Idea Bank
Capture ideas; revisit and progress them later.
Overview
The Idea Bank is a holding pen for the half-formed thoughts that arrive at inconvenient times. Capture them quickly so they stop occupying mental bandwidth, then revisit the bank when you actually have space to evaluate, develop, or discard them. It is the antidote to losing good ideas to bad timing and to letting weak ideas crowd out the strong.
Every entry has a title, a description that can be as rough as you like, and an optional status that tracks an idea through "captured", "exploring", and "promoted" stages. The point is friction-free capture combined with deliberate, scheduled review — write first, judge later.
How it works
When an idea strikes, add it to the bank with a short title and whatever description captures the spark. The entry is stored against your account and lands in the inbox view. There is no obligation to flesh it out immediately; brevity is a feature.
During review — weekly, monthly, or whenever you set aside time — work through the captured ideas. Promote the promising ones into projects or task entries, deepen the descriptions that deserve more thought, and archive or delete the rest. The goal is a small, high-quality bank, not an ever-growing pile.
Examples
- "Newsletter idea: write a piece on small-team retros." A one-liner that can grow into a draft.

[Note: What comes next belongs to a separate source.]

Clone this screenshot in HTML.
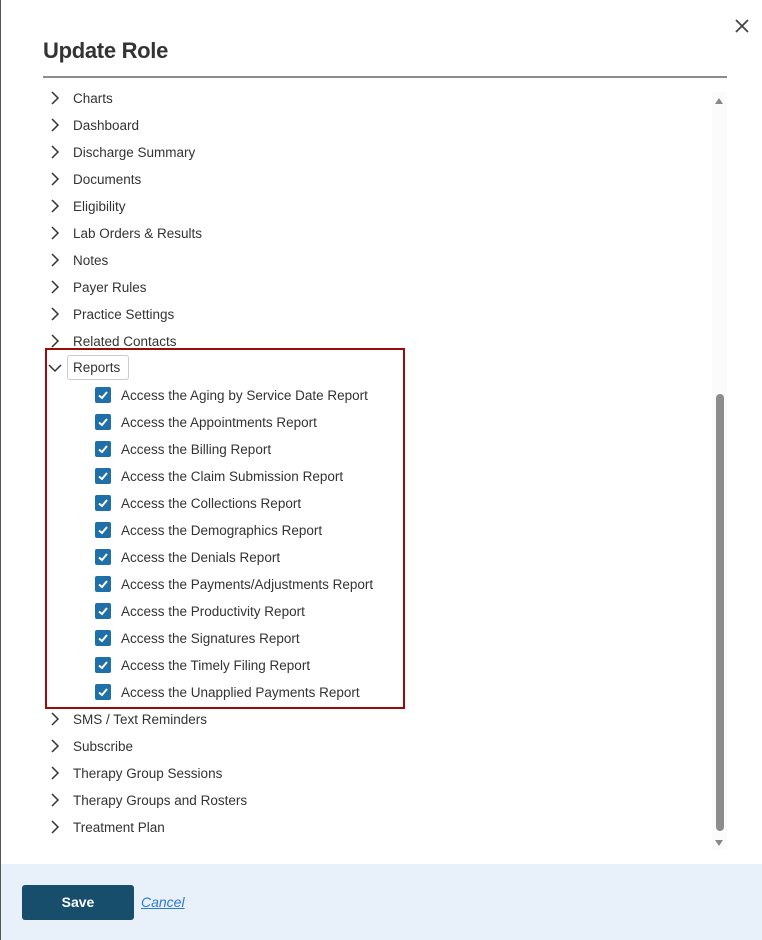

- "Product: tag presets for the bookmark manager." A feature thought caught between meetings.
- "Side gig: weekend workshop on PDF tooling." A bigger seed that needs research before it leaves the bank.
- "Personal: try writing 500 words before checking email for a month." Lifestyle experiments deserve capture too.
FAQ
How often should I review the bank?
A weekly sweep keeps it manageable. Longer gaps make the review feel daunting; shorter gaps stop being useful.
Should I delete weak ideas?
Yes. A bank full of ideas you would never act on dilutes the value of the ones you would.
What is the difference between an idea and a task?
A task has a clear next step. An idea is still a possibility — it needs evaluation before it becomes work.
Can I promote an idea into something more concrete?
Yes. Once an idea earns its place, copy the relevant bits into a project plan, task, or note.
Is there a limit on entries?
No, but a smaller bank is easier to review. Treat the review session as a regular pruning, not just a parade.